**Instructions for the task:**
Set down, exactly as written, the lines from the top of the data to the line that holds "border-t-white border-l-white border-r-[#404040]", and omit the pictures.

**Supplied data:**
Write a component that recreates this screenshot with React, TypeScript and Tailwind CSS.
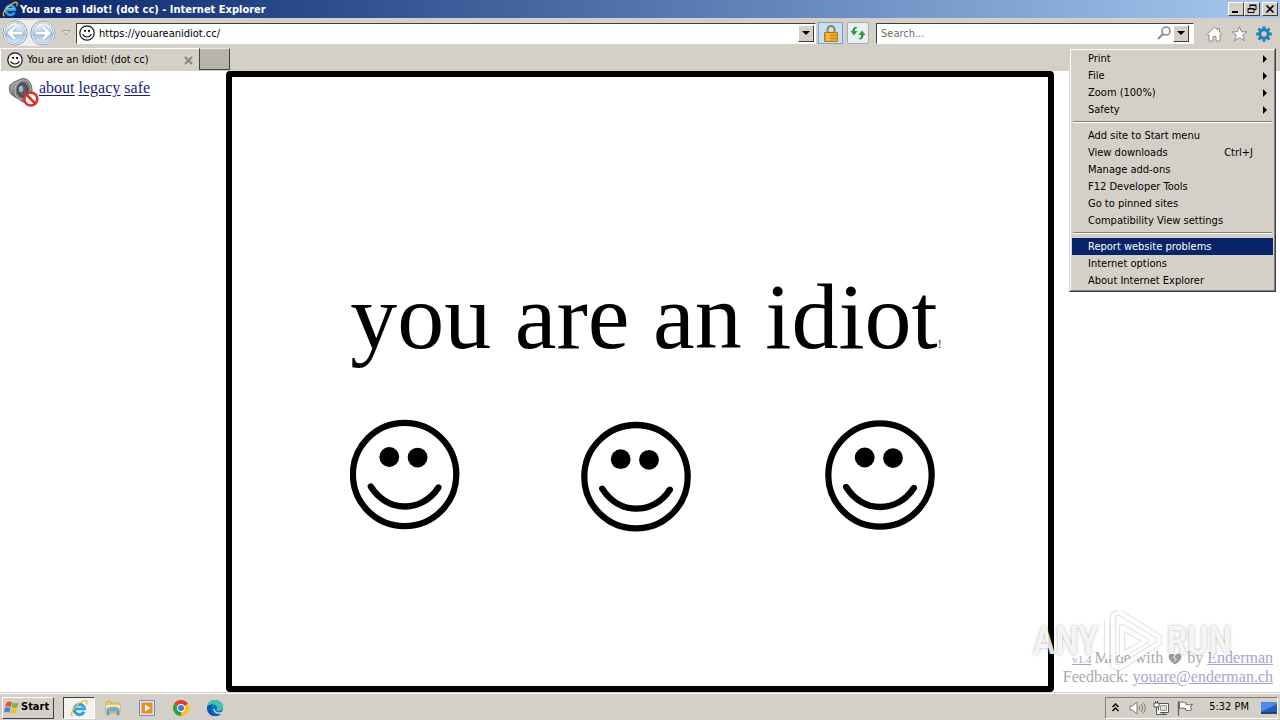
import type { ReactNode } from "react";

const raised =
  "border border-t-white border-l-white border-r-[#404040] border-b-[#404040] bg-[#d4d0c8]";

function IeLogo({ className }: { className: string }) {
  return (
    <svg viewBox="0 0 20 20" className={className} aria-hidden="true">
      <path
        d="M15.6 13.2a5.7 5.7 0 1 1 .5-3.4H6"
        fill="none"
        stroke="#2f9fe6"
        strokeWidth="3.4"
        transform="translate(0 1)"
      />
      <path
        d="M3.2 18.6C-.4 18.4 2 12.6 6.6 8 11.8 2.8 18.6-.2 19 2.6c.2 1-.3 2.2-1 3.5"
        fill="none"
        stroke="#f2c230"
        strokeWidth="1.5"
      />
      <path d="M6 9.6h9.5" stroke="#8fd3fb" strokeWidth="1" />
    </svg>
  );
}

function TinySmiley() {
  return (
    <svg viewBox="0 0 16 16" className="size-4 shrink-0" aria-hidden="true">
      <circle cx="8" cy="8" r="7.2" fill="#fff" stroke="#111" strokeWidth="1.2" />
      <circle cx="6" cy="5.8" r="1.1" />
      <circle cx="10" cy="5.9" r="1.1" />
      <path d="M3.6 9.3c2 3.6 6.8 3.6 8.8 0" fill="none" stroke="#111" strokeWidth="1.2" />
    </svg>
  );
}

function NavArrow({ back, label }: { back?: boolean; label: string }) {
  return (
    <button aria-label={label} className="shrink-0">
      <svg viewBox="0 0 26 26" className="size-[26px]">
        <defs>
          <linearGradient id={back ? "orbB" : "orbF"} x1="0" y1="0" x2="0" y2="1">
            <stop offset="0" stopColor="#f4f8fc" />
            <stop offset=".45" stopColor="#c4d6e8" />
            <stop offset=".55" stopColor="#a3c0dc" />
            <stop offset="1" stopColor="#d8ecfa" />
          </linearGradient>
        </defs>
        <circle cx="13" cy="13" r="12.2" fill="#f3f5f8" stroke="#8d99a8" strokeWidth="1" />
        <circle cx="13" cy="13" r="10.3" fill={back ? "url(#orbB)" : "url(#orbF)"} stroke="#9fb3c9" strokeWidth=".8" />
        <path
          d={back ? "M20 13H7.5M13 7l-6 6 6 6" : "M6 13h12.5M13 7l6 6-6 6"}
          fill="none"
          stroke="#7f9fc0"
          strokeWidth="4.2"
        />
        <path
          d={back ? "M20 13H7.5M13 7l-6 6 6 6" : "M6 13h12.5M13 7l6 6-6 6"}
          fill="none"
          stroke="#fff"
          strokeWidth="3"
        />
      </svg>
    </button>
  );
}

function DropButton({ label }: { label: string }) {
  return (
    <button
      aria-label={label}
      className={`${raised} flex h-[17px] w-4 shrink-0 items-center justify-center`}
    >
      <svg viewBox="0 0 8 4" className="h-1 w-2">
        <path d="M0 0h8L4 4z" />
      </svg>
    </button>
  );
}

function WindowButton({ label, children }: { label: string; children: ReactNode }) {
  return (
    <button aria-label={label} className={`${raised} flex h-[14px] w-4 items-center justify-center`}>
      <svg viewBox="0 0 12 10" className="h-[10px] w-3" fill="none" stroke="#000">
        {children}
      </svg>
    </button>
  );
}

function TitleBar() {
  return (
    <header className="flex h-[18px] shrink-0 items-center bg-linear-to-r from-[#0a246a] to-[#a6caf0] pr-[2px] pl-[2px]">
      <IeLogo className="size-4" />
      <h2 className="flex-1 pt-[2px] pl-[2px] text-[11px] leading-4 font-bold text-white">
        You are an Idiot! (dot cc) - Internet Explorer
      </h2>
      <div className="flex">
        <WindowButton label="Minimize">
          <path d="M2 8h6" strokeWidth="2" />
        </WindowButton>
        <WindowButton label="Restore">
          <path d="M4 3.5V1.5h6v4H8M3.5 1h7M2 4.5h6v4H2zM2 5h6" />
        </WindowButton>
        <span className="w-[2px]" />
        <WindowButton label="Close">
          <path d="M2.5 1.5l7 7M9.5 1.5l-7 7" strokeWidth="1.6" />
        </WindowButton>
      </div>
    </header>
  );
}

function Toolbar() {
  return (
    <div className="flex h-[30px] shrink-0 items-center bg-[#d4d0c8] pr-2 pl-[2px]">
      <div className="flex gap-[2px] rounded-full bg-[#eceef0]">
        <NavArrow back label="Back" />
        <NavArrow label="Forward" />
      </div>
      <button aria-label="Recent pages" className="mx-[5px]">
        <svg viewBox="0 0 10 6" className="h-[6px] w-[10px]">
          <path d="M1 .5h8l-4 4.5z" fill="#dedad2" stroke="#aaa69c" />
        </svg>
      </button>
      <div className="flex h-[21px] flex-1 items-center border border-t-[#404040] border-r-white border-b-white border-l-[#404040] bg-white pr-px pl-[2px]">
        <TinySmiley />
        <input
          aria-label="Address"
          defaultValue="https://youareanidiot.cc/"
          className="min-w-0 flex-1 bg-transparent pt-[2px] pl-1 text-[11px] outline-none"
        />
        <DropButton label="Show address history" />
      </div>
      <button
        aria-label="Security report"
        className="ml-[2px] flex h-[22px] w-[25px] items-center justify-center border border-[#7da2ce] bg-[#c9dff8]"
      >
        <svg viewBox="0 0 14 17" className="h-[17px] w-[14px]">
          <path d="M3.5 8V4.5a3.5 3.5 0 0 1 7 0V8" fill="none" stroke="#9a8448" strokeWidth="2" />
          <path d="M.5 7.5h13v9H.5z" fill="#e9ab24" stroke="#b57b0c" />
          <path d="M1 10.5h12M1 13.5h12" stroke="#c88c14" />
          <path d="M2 8.5h4v7H2z" fill="#f8d468" opacity=".5" />
        </svg>
      </button>
      <button
        aria-label="Refresh"
        className="ml-1 flex size-[22px] items-center justify-center rounded-[2px] border border-[#a9adb0] bg-[#e8eef2]"
      >
        <svg viewBox="0 0 16 14" className="h-[14px] w-4">
          <path d="M8 2C5.500 1.500 5 3 5 5H7.500L4 9.500.5 5h2C2.500 1.500 5 0 8 2z" fill="#2f9a33" />
          <path d="M8 12.500c2.500.5 3-1 3-3.500H8.500L12 4.500 15.500 9h-2c0 4-2.500 5.500-5.500 3.500z" fill="#2f9a33" />
        </svg>
      </button>
      <div className="ml-[7px] flex h-[21px] w-[318px] items-center border border-t-[#404040] border-r-white border-b-white border-l-[#404040] bg-white pr-1">
        <input
          aria-label="Search"
          placeholder="Search..."
          className="min-w-0 flex-1 bg-transparent pt-[2px] pl-1 text-[11px] outline-none placeholder:text-[#6d6d6d]"
        />
        <svg viewBox="0 0 14 14" className="mr-[2px] size-[14px]" fill="none" stroke="#8a8a8a">
          <circle cx="9" cy="5" r="4" strokeWidth="1.6" />
          <path d="M6 8l-5 5" strokeWidth="2.2" />
        </svg>
        <DropButton label="Search options" />
      </div>
      <div className="ml-3 flex items-center gap-2 pt-[2px]">
        <button aria-label="Home">
          <svg viewBox="0 0 17 16" className="h-4 w-[17px]" fill="#fff" stroke="#8c8c8c">
            <path d="M8.5 1L1 8.5l1 1 1-.8V15h4v-4.5h3V15h4V8.7l1 .8 1-1-2.5-2.5V2.5h-2V4z" />
          </svg>
        </button>
        <button aria-label="Favorites">
          <svg viewBox="0 0 17 16" className="h-4 w-[17px]" fill="#fff" stroke="#8c8c8c">
            <path d="M8.5.8l2 5h5.5l-4.3 3.4 1.6 5.6-4.8-3.2-4.8 3.2 1.6-5.6L1 5.8h5.5z" />
          </svg>
        </button>
        <button aria-label="Tools">
          <svg viewBox="-8 -8 16 16" className="size-4" stroke="#1d83b8" fill="none">
            <circle r="4.2" strokeWidth="3" />
            <path
              d="M0-7.8V-5M0 5v2.8M-7.8 0H-5M5 0h2.8M-5.5-5.5l2 2M3.5 3.5l2 2M-5.5 5.5l2-2M3.5-3.5l2-2"
              strokeWidth="3"
            />
          </svg>
        </button>
      </div>
    </div>
  );
}

function TabRow() {
  return (
    <div className="flex h-[23px] shrink-0 bg-[#d4d0c8]">
      <div className="flex w-[199px] items-center border-t border-l border-white pr-[6px] pl-[6px]">
        <TinySmiley />
        <span className="flex-1 pl-1 text-[11px]">You are an Idiot! (dot cc)</span>
        <button aria-label="Close tab">
          <svg viewBox="0 0 9 9" className="size-[9px]" stroke="#8b8882" strokeWidth="2">
            <path d="M1 1l7 7M8 1L1 8" />
          </svg>
        </button>
      </div>
      <button
        aria-label="New tab"
        className="h-[22px] w-[31px] border border-t-[#e8e5e0] border-r-[#404040] border-b-[#404040] border-l-[#404040] bg-[#b9b3ae]"
      />
    </div>
  );
}

type Item = { label: string; sub?: boolean; keys?: string; active?: boolean };

const menu: Item[][] = [
  [
    { label: "Print", sub: true },
    { label: "File", sub: true },
    { label: "Zoom (100%)", sub: true },
    { label: "Safety", sub: true },
  ],
  [
    { label: "Add site to Start menu" },
    { label: "View downloads", keys: "Ctrl+J" },
    { label: "Manage add-ons" },
    { label: "F12 Developer Tools" },
    { label: "Go to pinned sites" },
    { label: "Compatibility View settings" },
  ],
  [
    { label: "Report website problems", active: true },
    { label: "Internet options" },
    { label: "About Internet Explorer" },
  ],
];

function ToolsMenu() {
  return (
    <div
      role="menu"
      aria-label="Tools"
      className="absolute top-12 right-1 z-20 w-[207px] border border-t-[#d4d0c8] border-r-[#404040] border-b-[#404040] border-l-[#d4d0c8] bg-[#d4d0c8] text-[11px]"
    >
      <div className="border border-t-white border-r-[#808080] border-b-[#808080] border-l-white px-px pb-px">
        {menu.map((group, i) => (
          <div key={i}>
            {i > 0 && (
              <div role="separator" className="mx-px mt-[3px] mb-1 box-content h-px border-b border-white bg-[#808080]" />
            )}
            {group.map((item) => (
              <button
                key={item.label}
                role="menuitem"
                className={`flex h-[17px] w-full items-center pr-[6px] pl-4 text-left ${
                  item.active ? "bg-[#0a246a] text-white" : ""
                }`}
              >
                <span className="flex-1 pt-px whitespace-nowrap">{item.label}</span>
                {item.keys && <span className="pt-px pr-[14px]">{item.keys}</span>}
                {item.sub && (
                  <svg viewBox="0 0 4 8" className="h-2 w-1">
                    <path d="M0 0l4 4-4 4z" />
                  </svg>
                )}
              </button>
            ))}
          </div>
        ))}
      </div>
    </div>
  );
}

function Face({ x, y }: { x: number; y: number }) {
  return (
    <g transform={`translate(${x} ${y})`}>
      <circle r="51.7" fill="none" stroke="#000" strokeWidth="6.3" />
      <circle cx="-15.3" cy="-17.5" r="9.9" />
      <circle cx="13" cy="-16.9" r="9.9" />
      <path
        d="M-33.8 12C-17.5 38.5 17.5 38.5 33.8 13"
        fill="none"
        stroke="#000"
        strokeWidth="6.3"
        strokeLinecap="round"
      />
    </g>
  );
}

function MutedSpeaker() {
  return (
    <svg viewBox="0 0 32 32" className="size-8" aria-hidden="true">
      <defs>
        <linearGradient id="cone" x1="0" y1="0" x2="1" y2="1">
          <stop offset="0" stopColor="#c8c8c8" />
          <stop offset=".5" stopColor="#6b6b6b" />
          <stop offset="1" stopColor="#2d2d2d" />
        </linearGradient>
      </defs>
      <path d="M2 8l4-3 7-3c6-2 11 4 11 11s-4 13-9 12L7 20l-4-3c-2-3-2-6-1-9z" fill="url(#cone)" stroke="#666" />
      <ellipse cx="15" cy="13" rx="8" ry="10" fill="#777" stroke="#bdbdbd" transform="rotate(8 15 13)" />
      <ellipse cx="14.5" cy="13" rx="5" ry="6.5" fill="#535b70" stroke="#333" />
      <ellipse cx="13" cy="12" rx="2.2" ry="3.2" fill="#a8b0c4" />
      <circle cx="22.8" cy="22" r="6.5" fill="#fff" stroke="#d8322a" strokeWidth="2.6" />
      <path d="M18.3 17.5l9 9" stroke="#d8322a" strokeWidth="2.6" />
    </svg>
  );
}

function Watermark() {
  return (
    <div
      aria-hidden="true"
      className="absolute right-12 bottom-5 flex items-center gap-1 text-[38px] leading-none font-medium text-white/85 [font-family:'Roboto_Condensed','Liberation_Sans_Narrow','Liberation_Sans',sans-serif] [text-shadow:0_0_3px_rgba(90,90,90,0.5)]"
    >
      <span>ANY</span>
      <svg viewBox="0 0 60 62" className="h-[62px] w-[60px]" fill="none" strokeLinejoin="round">
        <g stroke="#888" strokeOpacity=".22" strokeWidth="6.5">
          <path d="M5 11v38M11 56V5l6-3 40 25v6L17 58z" />
          <path d="M20 17v28l24-14z" />
        </g>
        <g stroke="#fff" strokeOpacity=".95" strokeWidth="4">
          <path d="M5 11v38M11 56V5l6-3 40 25v6L17 58z" />
          <path d="M20 17v28l24-14z" />
        </g>
      </svg>
      <span>RUN</span>
    </div>
  );
}

function WebPage() {
  return (
    <main className="relative min-h-0 flex-1 overflow-hidden bg-white [font-family:'Liberation_Serif',serif]">
      <section className="mx-auto flex aspect-[4/3] h-full flex-col items-center rounded-[4px] border-[6px] border-black pt-[185px] pl-3">
        <h1 className="text-[94px] leading-[108px] whitespace-nowrap">
          you are an idiot<span className="text-[12px] text-[#333]">!</span>
        </h1>
        <svg viewBox="347 416 592 118" className="mt-[19px] h-[118px] w-[592px] shrink-0" role="img" aria-label="Three smiling faces">
          <Face x={401.6} y={473.5} />
          <Face x={633} y={475.7} />
          <Face x={877} y={474} />
        </svg>
      </section>
      <nav className="absolute top-[6px] left-2 flex text-base leading-[22px] text-[#1a1a7a]">
        <MutedSpeaker />
        <span className="-ml-px flex gap-1 underline underline-offset-2">
          <a href="#about">about</a>
          <a href="#legacy">legacy</a>
          <a href="#safe">safe</a>
        </span>
      </nav>
      <footer className="absolute right-[7px] bottom-[7px] text-right text-base leading-[17px] text-[#a8a8a8]">
        <p className="flex items-baseline justify-end gap-1">
          <a href="#version" className="text-[11px] text-[#a9a4cc] underline">
            v1.4
          </a>
          <span className="-ml-px">Made with</span>
          <svg viewBox="0 0 16 14" className="h-3 w-4 self-center" role="img" aria-label="love">
            <path d="M8 13.5C3 10 .5 7.5.5 4.3.5.5 5.5-.8 8 3c2.5-3.8 7.5-2.5 7.5 1.3C15.5 7.5 13 10 8 13.5z" fill="#9c9c9c" />
            <path d="M8 2L6.5 5.5l3 1.5L7.5 10" fill="none" stroke="#fff" />
          </svg>
          <span>by</span>
          <a href="#author" className="text-[#a9a4cc] underline">
            Enderman
          </a>
        </p>
        <p>
          Feedback:{" "}
          <a href="mailto:youare@enderman.ch" className="text-[#a9a4cc] underline">
            youare@enderman.ch
          </a>
        </p>
      </footer>
      <Watermark />
    </main>
  );
}

function Taskbar() {
  return (
    <footer className="flex h-7 shrink-0 items-center border-t border-[#d4d0c8] bg-[#d4d0c8] pt-[2px] pr-[2px] pl-[2px] shadow-[inset_0_1px_0_#ffffff]">
      <button className={`${raised} flex h-[22px] w-[52px] items-center gap-px pl-px text-[11px] font-bold`}>
        <svg viewBox="0 0 16 15" className="h-[15px] w-4 shrink-0" aria-hidden="true">
          <path d="M2.5 2.5C4.5 1 6 1.2 8 2.3L6.8 7C5 6 3.3 6 1.3 7.2z" fill="#e8552a" />
          <path d="M8.8 2.7c2 1 3.8 1 6-.2L13.5 7c-2 1.2-3.900 1.200-5.900.2z" fill="#7bb83a" />
          <path d="M1 8C3 6.9 4.700 7 6.500 8l-1.200 4.600C3.500 11.600 2 11.500-.1 12.600z" fill="#3a86d8" />
          <path d="M7.300 8.300c2 1 3.900 1 5.900-.2l-1.300 4.600c-2 1.200-3.800 1.100-5.800.2z" fill="#f5bd22" />
        </svg>
        Start
      </button>
      <div className="ml-[9px] flex items-center">
        <button
          aria-label="Internet Explorer"
          className="flex h-[22px] w-8 items-center justify-center border border-t-[#404040] border-r-white border-b-white border-l-[#404040] bg-[#f4f2ef]"
        >
          <IeLogo className="size-[18px]" />
        </button>
        <button aria-label="File Explorer" className="flex w-9 justify-center">
          <svg viewBox="0 0 18 16" className="h-4 w-[18px]">
            <path d="M2 2l4-1 1 2h8l1 3v7H2z" fill="#e9cc6a" stroke="#c9a13c" strokeWidth=".8" />
            <path d="M2 5h14v6H2z" fill="#f8e9a8" />
            <path d="M3 15V9c1-2 11-2 12 0v6h-2v-4H5v4z" fill="#6fb5de" stroke="#3c8abc" strokeWidth=".6" />
          </svg>
        </button>
        <button aria-label="Media Player" className="flex w-8 justify-center">
          <svg viewBox="0 0 16 16" className="size-4">
            <path d="M.5.5h15v15H.5z" fill="#dbe9f6" stroke="#5d94c6" />
            <path d="M2.5 2.5h11v11h-11z" fill="#f28b1d" />
            <path d="M6 4.5l5.5 3.5L6 11.5z" fill="#fff" />
          </svg>
        </button>
        <button aria-label="Chrome" className="flex w-9 justify-center">
          <svg viewBox="0 0 16 16" className="size-4">
            <path d="M8 8L1.07 4A8 8 0 0 1 14.93 4z" fill="#e33b2e" />
            <path d="M8 8l6.93-4A8 8 0 0 1 8 16z" fill="#fbc116" />
            <path d="M8 8v8A8 8 0 0 1 1.07 4z" fill="#2da04a" />
            <circle cx="8" cy="8" r="3.9" fill="#fff" />
            <circle cx="8" cy="8" r="3" fill="#3b78e7" />
          </svg>
        </button>
        <button aria-label="Edge" className="flex w-8 justify-center">
          <svg viewBox="0 0 16 16" className="size-4">
            <circle cx="8" cy="8" r="8" fill="#1273c4" />
            <path d="M.1 7C1 2.5 4.5 0 8.2 0 13 0 16 3.5 16 7c0 3-2.5 4.2-5 4-1.5-.2-2-.8-1.2-1.8C11 7.3 9.5 4.6 6 4.6 3.5 4.6 1.2 5.5.1 7z" fill="#3fc4b0" />
            <path d="M.1 7C1.5 4.8 4 4.2 6 4.6 3.5 6.5 3.8 11 6.5 13.5c2 1.6 5 1.6 8 0C11 17.5 4 17 1.2 12.2.2 10.5-.1 8.5.1 7z" fill="#0e56a5" />
            <path d="M7 9c0 2.5 2.5 4.8 6.5 3.8.9-.2 1.2.1.8.7" fill="none" stroke="#d4e8f4" strokeWidth="1.2" />
          </svg>
        </button>
      </div>
      <div className="ml-auto flex h-[22px] w-[173px] items-center border border-t-[#808080] border-r-white border-b-white border-l-[#808080] pl-[6px] text-[11px]">
        <button aria-label="Show hidden icons">
          <svg viewBox="0 0 7 9" className="h-[9px] w-[7px]" fill="none" stroke="#000" strokeWidth="1.5">
            <path d="M.5 4l3-3 3 3M.5 8l3-3 3 3" />
          </svg>
        </button>
        <button aria-label="Volume" className="ml-[10px]">
          <svg viewBox="0 0 17 14" className="h-[14px] w-[17px]" fill="none" stroke="#777">
            <path d="M1 5h2.5L8 1v12L3.5 9H1z" fill="#fff" />
            <path d="M10 5c1 1.2 1 2.8 0 4M12 3c2 2.5 2 5.5 0 8M14 1.5c3 3.5 3 7.5 0 11" />
          </svg>
        </button>
        <button aria-label="Network" className="ml-[7px]">
          <svg viewBox="0 0 17 16" className="h-4 w-[17px]" fill="#fff" stroke="#555">
            <path d="M5.5 3.5h10v9h-10zM7 14.5h7M10.5 12.5v2" />
            <path d="M7.5 5.5h6v5h-6z" fill="#ddd" stroke="#999" />
            <path d="M1 3h5v4H1zM2.5 1v2M4.5 1v2M3.5 7v7.5H8" />
          </svg>
        </button>
        <button aria-label="Action Center" className="ml-[7px]">
          <svg viewBox="0 0 17 16" className="h-4 w-[17px]" fill="#fff" stroke="#666">
            <path d="M1.5 1v14.5" fill="none" strokeWidth="1.4" />
            <path d="M2.5 2.5c3-1 4.500 0 6.500.5v1.500c2.500.5 4 .3 6.500-.5l-2 3 1 3c-3 .8-4.500.5-6 0V8.500c-2-.5-3.500-.5-6 0z" />
          </svg>
        </button>
        <time className="ml-auto whitespace-nowrap">5:32 PM</time>
        <button aria-label="Show desktop" className="ml-3">
          <svg viewBox="0 0 16 14" className="h-[14px] w-4">
            <path d="M0 1h16v10H0z" fill="#1f5cbc" />
            <path d="M0 11L16 3v-2H0z" fill="#4c8de0" />
            <path d="M0 11h16v2H0z" fill="#24406c" />
          </svg>
        </button>
      </div>
    </footer>
  );
}

export default function App() {
  return (
    <div className="relative flex h-screen flex-col overflow-hidden text-black [font-family:'DejaVu_Sans_Condensed','Noto_Sans',sans-serif]">
      <TitleBar />
      <Toolbar />
      <TabRow />
      <WebPage />
      <Taskbar />
      <ToolsMenu />
    </div>
  );
}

**Output for this task:**
Write a component that recreates this screenshot with React, TypeScript and Tailwind CSS.
import type { ReactNode } from "react";

const raised =
  "border border-t-white border-l-white border-r-[#404040] border-b-[#404040] bg-[#d4d0c8]";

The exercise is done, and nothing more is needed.